**What you should do:** Word for word, transcribe the lines below and drop the pictures.

**Given material:**
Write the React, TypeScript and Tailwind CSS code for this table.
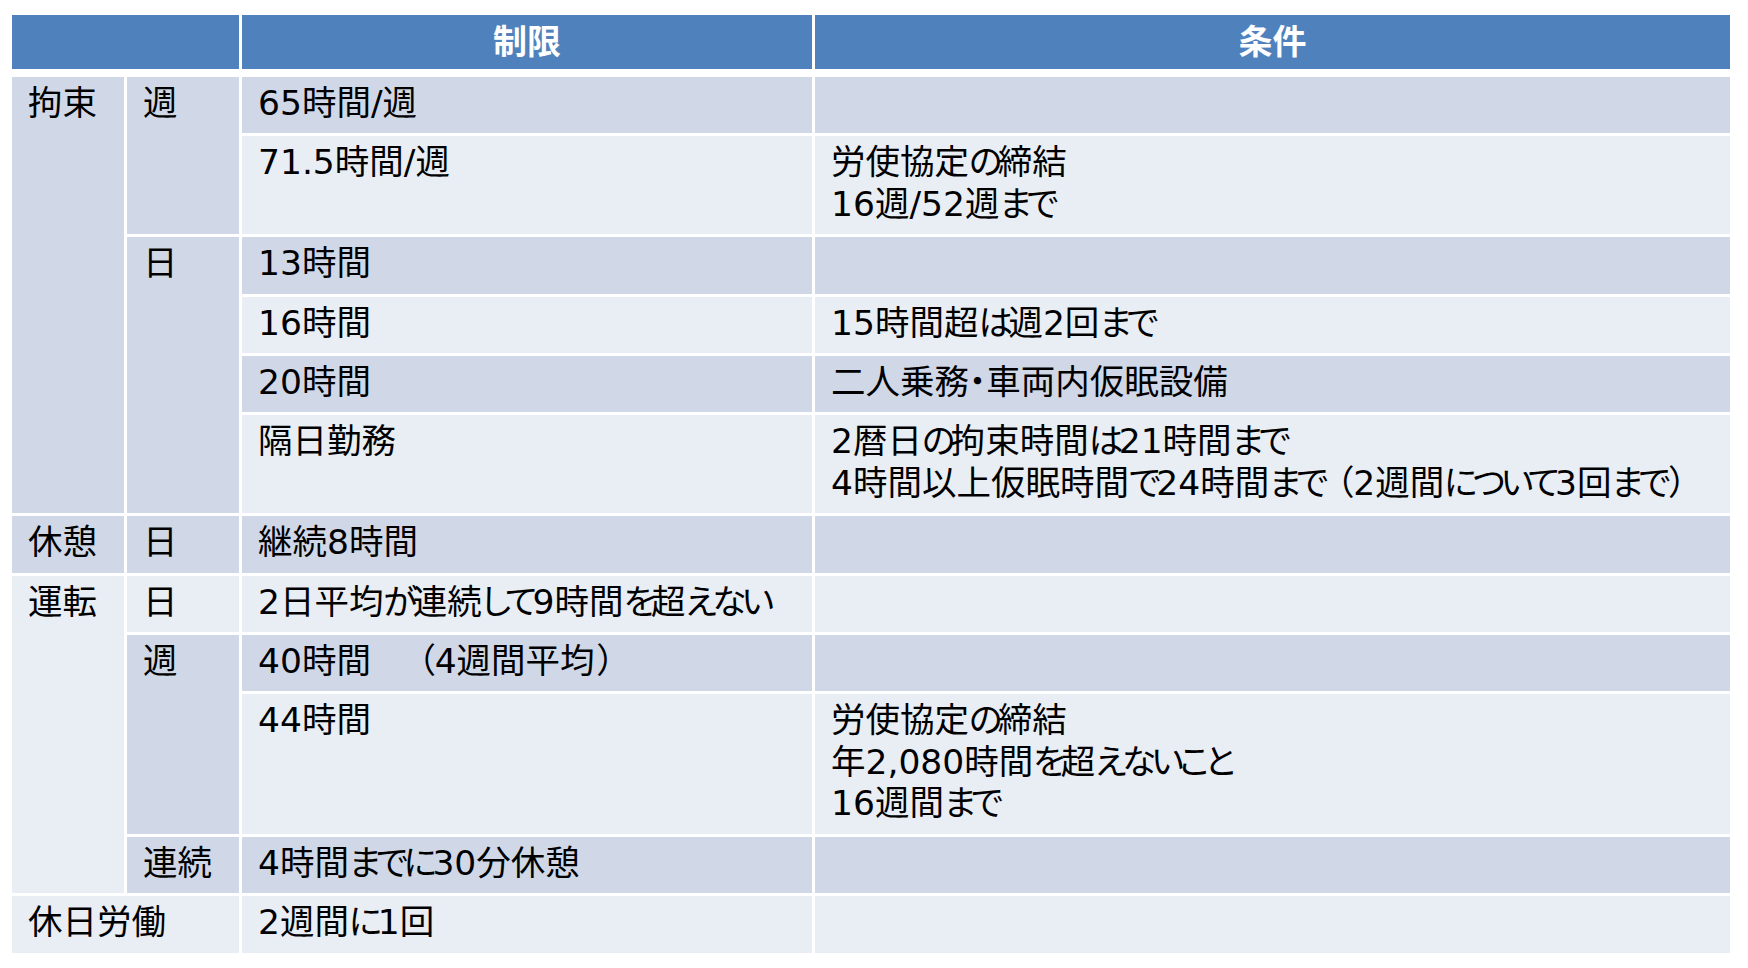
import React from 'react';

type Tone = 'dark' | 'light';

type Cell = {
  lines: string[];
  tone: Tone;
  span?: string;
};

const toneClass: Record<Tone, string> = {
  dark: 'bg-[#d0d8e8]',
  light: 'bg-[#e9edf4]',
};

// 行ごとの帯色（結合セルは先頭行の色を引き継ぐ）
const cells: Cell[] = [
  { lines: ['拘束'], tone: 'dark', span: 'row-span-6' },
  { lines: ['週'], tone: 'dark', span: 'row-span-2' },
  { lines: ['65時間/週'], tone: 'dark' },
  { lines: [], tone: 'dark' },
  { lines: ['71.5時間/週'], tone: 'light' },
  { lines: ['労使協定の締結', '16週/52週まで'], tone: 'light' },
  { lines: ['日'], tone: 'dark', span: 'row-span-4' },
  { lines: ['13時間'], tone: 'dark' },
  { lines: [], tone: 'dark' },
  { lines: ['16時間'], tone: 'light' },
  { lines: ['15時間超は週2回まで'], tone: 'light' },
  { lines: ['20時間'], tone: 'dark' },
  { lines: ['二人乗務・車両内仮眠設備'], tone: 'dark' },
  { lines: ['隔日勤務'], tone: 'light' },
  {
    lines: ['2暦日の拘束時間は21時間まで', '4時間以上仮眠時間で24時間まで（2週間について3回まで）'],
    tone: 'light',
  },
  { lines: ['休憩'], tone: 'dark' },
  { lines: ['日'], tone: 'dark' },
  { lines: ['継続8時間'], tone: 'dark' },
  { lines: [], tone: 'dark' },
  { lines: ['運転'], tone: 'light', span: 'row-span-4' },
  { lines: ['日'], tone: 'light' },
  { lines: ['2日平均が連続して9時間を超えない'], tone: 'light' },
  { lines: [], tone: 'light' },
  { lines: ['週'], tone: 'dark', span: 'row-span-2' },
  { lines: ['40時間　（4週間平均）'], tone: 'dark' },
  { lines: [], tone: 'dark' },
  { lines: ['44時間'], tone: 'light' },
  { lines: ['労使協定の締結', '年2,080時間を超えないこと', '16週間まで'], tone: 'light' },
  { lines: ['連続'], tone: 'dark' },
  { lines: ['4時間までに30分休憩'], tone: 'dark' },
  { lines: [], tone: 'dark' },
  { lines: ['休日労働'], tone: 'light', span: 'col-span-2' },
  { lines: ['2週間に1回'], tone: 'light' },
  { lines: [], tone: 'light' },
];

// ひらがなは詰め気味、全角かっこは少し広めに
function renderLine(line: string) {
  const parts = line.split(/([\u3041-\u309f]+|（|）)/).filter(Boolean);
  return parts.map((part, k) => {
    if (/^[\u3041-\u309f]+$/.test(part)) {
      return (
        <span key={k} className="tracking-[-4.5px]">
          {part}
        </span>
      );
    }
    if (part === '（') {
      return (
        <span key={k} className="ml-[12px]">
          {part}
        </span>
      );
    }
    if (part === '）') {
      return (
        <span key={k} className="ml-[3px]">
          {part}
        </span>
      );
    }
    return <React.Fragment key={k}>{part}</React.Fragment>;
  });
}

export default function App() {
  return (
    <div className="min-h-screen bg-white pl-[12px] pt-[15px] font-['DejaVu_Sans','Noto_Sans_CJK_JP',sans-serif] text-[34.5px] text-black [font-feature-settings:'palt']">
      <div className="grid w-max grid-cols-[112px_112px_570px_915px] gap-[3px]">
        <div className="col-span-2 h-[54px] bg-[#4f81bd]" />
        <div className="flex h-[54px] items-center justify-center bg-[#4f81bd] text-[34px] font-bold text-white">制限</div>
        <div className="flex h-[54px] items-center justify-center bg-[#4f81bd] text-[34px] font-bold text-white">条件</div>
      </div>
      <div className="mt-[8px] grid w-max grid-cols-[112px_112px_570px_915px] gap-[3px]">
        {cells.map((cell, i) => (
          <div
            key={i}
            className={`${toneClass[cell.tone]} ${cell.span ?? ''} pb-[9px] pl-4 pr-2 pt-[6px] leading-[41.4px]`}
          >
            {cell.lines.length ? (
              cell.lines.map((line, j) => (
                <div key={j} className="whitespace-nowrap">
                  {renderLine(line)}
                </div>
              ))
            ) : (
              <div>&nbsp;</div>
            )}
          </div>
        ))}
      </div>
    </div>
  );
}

**Correct response:**
Write the React, TypeScript and Tailwind CSS code for this table.
import React from 'react';

type Tone = 'dark' | 'light';

type Cell = {
  lines: string[];
  tone: Tone;
  span?: string;
};

const toneClass: Record<Tone, string> = {
  dark: 'bg-[#d0d8e8]',
  light: 'bg-[#e9edf4]',
};

// 行ごとの帯色（結合セルは先頭行の色を引き継ぐ）
const cells: Cell[] = [
  { lines: ['拘束'], tone: 'dark', span: 'row-span-6' },
  { lines: ['週'], tone: 'dark', span: 'row-span-2' },
  { lines: ['65時間/週'], tone: 'dark' },
  { lines: [], tone: 'dark' },
  { lines: ['71.5時間/週'], tone: 'light' },
  { lines: ['労使協定の締結', '16週/52週まで'], tone: 'light' },
  { lines: ['日'], tone: 'dark', span: 'row-span-4' },
  { lines: ['13時間'], tone: 'dark' },
  { lines: [], tone: 'dark' },
  { lines: ['16時間'], tone: 'light' },
  { lines: ['15時間超は週2回まで'], tone: 'light' },
  { lines: ['20時間'], tone: 'dark' },
  { lines: ['二人乗務・車両内仮眠設備'], tone: 'dark' },
  { lines: ['隔日勤務'], tone: 'light' },
  {
    lines: ['2暦日の拘束時間は21時間まで', '4時間以上仮眠時間で24時間まで（2週間について3回まで）'],
    tone: 'light',
  },
  { lines: ['休憩'], tone: 'dark' },
  { lines: ['日'], tone: 'dark' },
  { lines: ['継続8時間'], tone: 'dark' },
  { lines: [], tone: 'dark' },
  { lines: ['運転'], tone: 'light', span: 'row-span-4' },
  { lines: ['日'], tone: 'light' },
  { lines: ['2日平均が連続して9時間を超えない'], tone: 'light' },
  { lines: [], tone: 'light' },
  { lines: ['週'], tone: 'dark', span: 'row-span-2' },
  { lines: ['40時間　（4週間平均）'], tone: 'dark' },
  { lines: [], tone: 'dark' },
  { lines: ['44時間'], tone: 'light' },
  { lines: ['労使協定の締結', '年2,080時間を超えないこと', '16週間まで'], tone: 'light' },
  { lines: ['連続'], tone: 'dark' },
  { lines: ['4時間までに30分休憩'], tone: 'dark' },
  { lines: [], tone: 'dark' },
  { lines: ['休日労働'], tone: 'light', span: 'col-span-2' },
  { lines: ['2週間に1回'], tone: 'light' },
  { lines: [], tone: 'light' },
];

// ひらがなは詰め気味、全角かっこは少し広めに
function renderLine(line: string) {
  const parts = line.split(/([\u3041-\u309f]+|（|）)/).filter(Boolean);
  return parts.map((part, k) => {
    if (/^[\u3041-\u309f]+$/.test(part)) {
      return (
        <span key={k} className="tracking-[-4.5px]">
          {part}
        </span>
      );
    }
    if (part === '（') {
      return (
        <span key={k} className="ml-[12px]">
          {part}
        </span>
      );
    }
    if (part === '）') {
      return (
        <span key={k} className="ml-[3px]">
          {part}
        </span>
      );
    }
    return <React.Fragment key={k}>{part}</React.Fragment>;
  });
}

export default function App() {
  return (
    <div className="min-h-screen bg-white pl-[12px] pt-[15px] font-['DejaVu_Sans','Noto_Sans_CJK_JP',sans-serif] text-[34.5px] text-black [font-feature-settings:'palt']">
      <div className="grid w-max grid-cols-[112px_112px_570px_915px] gap-[3px]">
        <div className="col-span-2 h-[54px] bg-[#4f81bd]" />
        <div className="flex h-[54px] items-center justify-center bg-[#4f81bd] text-[34px] font-bold text-white">制限</div>
        <div className="flex h-[54px] items-center justify-center bg-[#4f81bd] text-[34px] font-bold text-white">条件</div>
      </div>
      <div className="mt-[8px] grid w-max grid-cols-[112px_112px_570px_915px] gap-[3px]">
        {cells.map((cell, i) => (
          <div
            key={i}
            className={`${toneClass[cell.tone]} ${cell.span ?? ''} pb-[9px] pl-4 pr-2 pt-[6px] leading-[41.4px]`}
          >
            {cell.lines.length ? (
              cell.lines.map((line, j) => (
                <div key={j} className="whitespace-nowrap">
                  {renderLine(line)}
                </div>
              ))
            ) : (
              <div>&nbsp;</div>
            )}
          </div>
        ))}
      </div>
    </div>
  );
}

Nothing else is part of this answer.